## [Exercise instructions]
Copy everything in the listing below word for word, apart from any images.

## [Raw data]
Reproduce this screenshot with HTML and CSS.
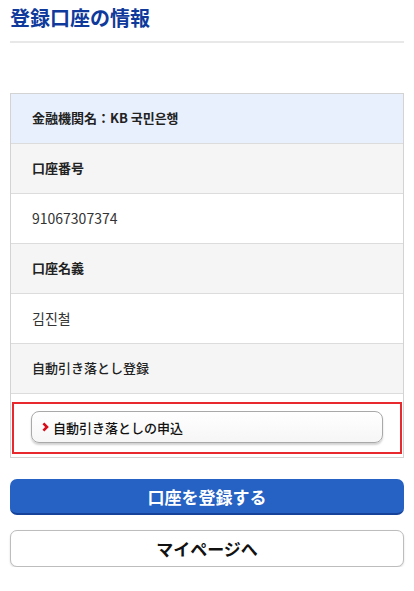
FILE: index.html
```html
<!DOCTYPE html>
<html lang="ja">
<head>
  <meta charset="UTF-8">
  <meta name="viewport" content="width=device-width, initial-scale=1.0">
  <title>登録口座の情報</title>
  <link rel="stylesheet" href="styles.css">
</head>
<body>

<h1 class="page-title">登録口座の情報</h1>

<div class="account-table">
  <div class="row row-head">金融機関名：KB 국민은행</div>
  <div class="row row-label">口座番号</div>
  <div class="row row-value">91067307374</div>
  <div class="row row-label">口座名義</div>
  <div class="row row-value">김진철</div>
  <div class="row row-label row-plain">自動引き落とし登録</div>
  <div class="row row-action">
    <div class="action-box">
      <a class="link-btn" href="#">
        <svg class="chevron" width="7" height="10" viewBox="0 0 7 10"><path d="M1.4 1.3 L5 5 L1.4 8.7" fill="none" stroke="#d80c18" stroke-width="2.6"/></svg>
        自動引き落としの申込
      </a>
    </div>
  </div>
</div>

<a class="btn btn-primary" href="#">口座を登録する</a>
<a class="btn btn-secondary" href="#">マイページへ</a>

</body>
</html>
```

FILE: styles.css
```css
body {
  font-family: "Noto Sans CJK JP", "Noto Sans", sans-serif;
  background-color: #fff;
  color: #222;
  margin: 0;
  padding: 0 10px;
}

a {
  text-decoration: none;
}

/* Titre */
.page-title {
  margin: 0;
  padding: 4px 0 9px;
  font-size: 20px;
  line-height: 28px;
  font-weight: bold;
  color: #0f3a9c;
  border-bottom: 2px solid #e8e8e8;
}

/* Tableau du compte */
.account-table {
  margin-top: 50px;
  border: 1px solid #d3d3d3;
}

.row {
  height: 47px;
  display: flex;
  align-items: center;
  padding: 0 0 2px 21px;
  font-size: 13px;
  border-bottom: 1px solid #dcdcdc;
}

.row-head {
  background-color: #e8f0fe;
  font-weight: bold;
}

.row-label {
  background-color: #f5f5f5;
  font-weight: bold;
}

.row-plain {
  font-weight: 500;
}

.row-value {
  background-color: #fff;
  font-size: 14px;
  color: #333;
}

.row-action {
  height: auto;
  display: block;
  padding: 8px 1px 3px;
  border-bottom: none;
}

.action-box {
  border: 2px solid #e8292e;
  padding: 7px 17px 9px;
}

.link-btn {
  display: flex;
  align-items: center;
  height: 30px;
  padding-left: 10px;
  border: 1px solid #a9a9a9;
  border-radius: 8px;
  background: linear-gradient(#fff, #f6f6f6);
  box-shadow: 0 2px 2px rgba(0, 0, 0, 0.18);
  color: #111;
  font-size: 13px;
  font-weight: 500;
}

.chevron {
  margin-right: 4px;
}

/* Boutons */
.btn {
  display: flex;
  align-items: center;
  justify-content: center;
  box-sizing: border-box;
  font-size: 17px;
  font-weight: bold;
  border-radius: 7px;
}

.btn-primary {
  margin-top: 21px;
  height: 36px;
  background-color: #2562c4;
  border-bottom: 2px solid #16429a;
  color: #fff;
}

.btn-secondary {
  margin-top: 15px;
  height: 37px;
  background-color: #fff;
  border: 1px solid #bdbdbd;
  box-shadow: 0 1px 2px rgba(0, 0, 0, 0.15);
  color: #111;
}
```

## [Response to the task]
Reproduce this screenshot with HTML and CSS.
FILE: index.html
```html
<!DOCTYPE html>
<html lang="ja">
<head>
  <meta charset="UTF-8">
  <meta name="viewport" content="width=device-width, initial-scale=1.0">
  <title>登録口座の情報</title>
  <link rel="stylesheet" href="styles.css">
</head>
<body>

<h1 class="page-title">登録口座の情報</h1>

<div class="account-table">
  <div class="row row-head">金融機関名：KB 국민은행</div>
  <div class="row row-label">口座番号</div>
  <div class="row row-value">91067307374</div>
  <div class="row row-label">口座名義</div>
  <div class="row row-value">김진철</div>
  <div class="row row-label row-plain">自動引き落とし登録</div>
  <div class="row row-action">
    <div class="action-box">
      <a class="link-btn" href="#">
        <svg class="chevron" width="7" height="10" viewBox="0 0 7 10"><path d="M1.4 1.3 L5 5 L1.4 8.7" fill="none" stroke="#d80c18" stroke-width="2.6"/></svg>
        自動引き落としの申込
      </a>
    </div>
  </div>
</div>

<a class="btn btn-primary" href="#">口座を登録する</a>
<a class="btn btn-secondary" href="#">マイページへ</a>

</body>
</html>
```

FILE: styles.css
```css
body {
  font-family: "Noto Sans CJK JP", "Noto Sans", sans-serif;
  background-color: #fff;
  color: #222;
  margin: 0;
  padding: 0 10px;
}

a {
  text-decoration: none;
}

/* Titre */
.page-title {
  margin: 0;
  padding: 4px 0 9px;
  font-size: 20px;
  line-height: 28px;
  font-weight: bold;
  color: #0f3a9c;
  border-bottom: 2px solid #e8e8e8;
}

/* Tableau du compte */
.account-table {
  margin-top: 50px;
  border: 1px solid #d3d3d3;
}

.row {
  height: 47px;
  display: flex;
  align-items: center;
  padding: 0 0 2px 21px;
  font-size: 13px;
  border-bottom: 1px solid #dcdcdc;
}

.row-head {
  background-color: #e8f0fe;
  font-weight: bold;
}

.row-label {
  background-color: #f5f5f5;
  font-weight: bold;
}

.row-plain {
  font-weight: 500;
}

.row-value {
  background-color: #fff;
  font-size: 14px;
  color: #333;
}

.row-action {
  height: auto;
  display: block;
  padding: 8px 1px 3px;
  border-bottom: none;
}

.action-box {
  border: 2px solid #e8292e;
  padding: 7px 17px 9px;
}

.link-btn {
  display: flex;
  align-items: center;
  height: 30px;
  padding-left: 10px;
  border: 1px solid #a9a9a9;
  border-radius: 8px;
  background: linear-gradient(#fff, #f6f6f6);
  box-shadow: 0 2px 2px rgba(0, 0, 0, 0.18);
  color: #111;
  font-size: 13px;
  font-weight: 500;
}

.chevron {
  margin-right: 4px;
}

/* Boutons */
.btn {
  display: flex;
  align-items: center;
  justify-content: center;
  box-sizing: border-box;
  font-size: 17px;
  font-weight: bold;
  border-radius: 7px;
}

.btn-primary {
  margin-top: 21px;
  height: 36px;
  background-color: #2562c4;
  border-bottom: 2px solid #16429a;
  color: #fff;
}

.btn-secondary {
  margin-top: 15px;
  height: 37px;
  background-color: #fff;
  border: 1px solid #bdbdbd;
  box-shadow: 0 1px 2px rgba(0, 0, 0, 0.15);
  color: #111;
}
```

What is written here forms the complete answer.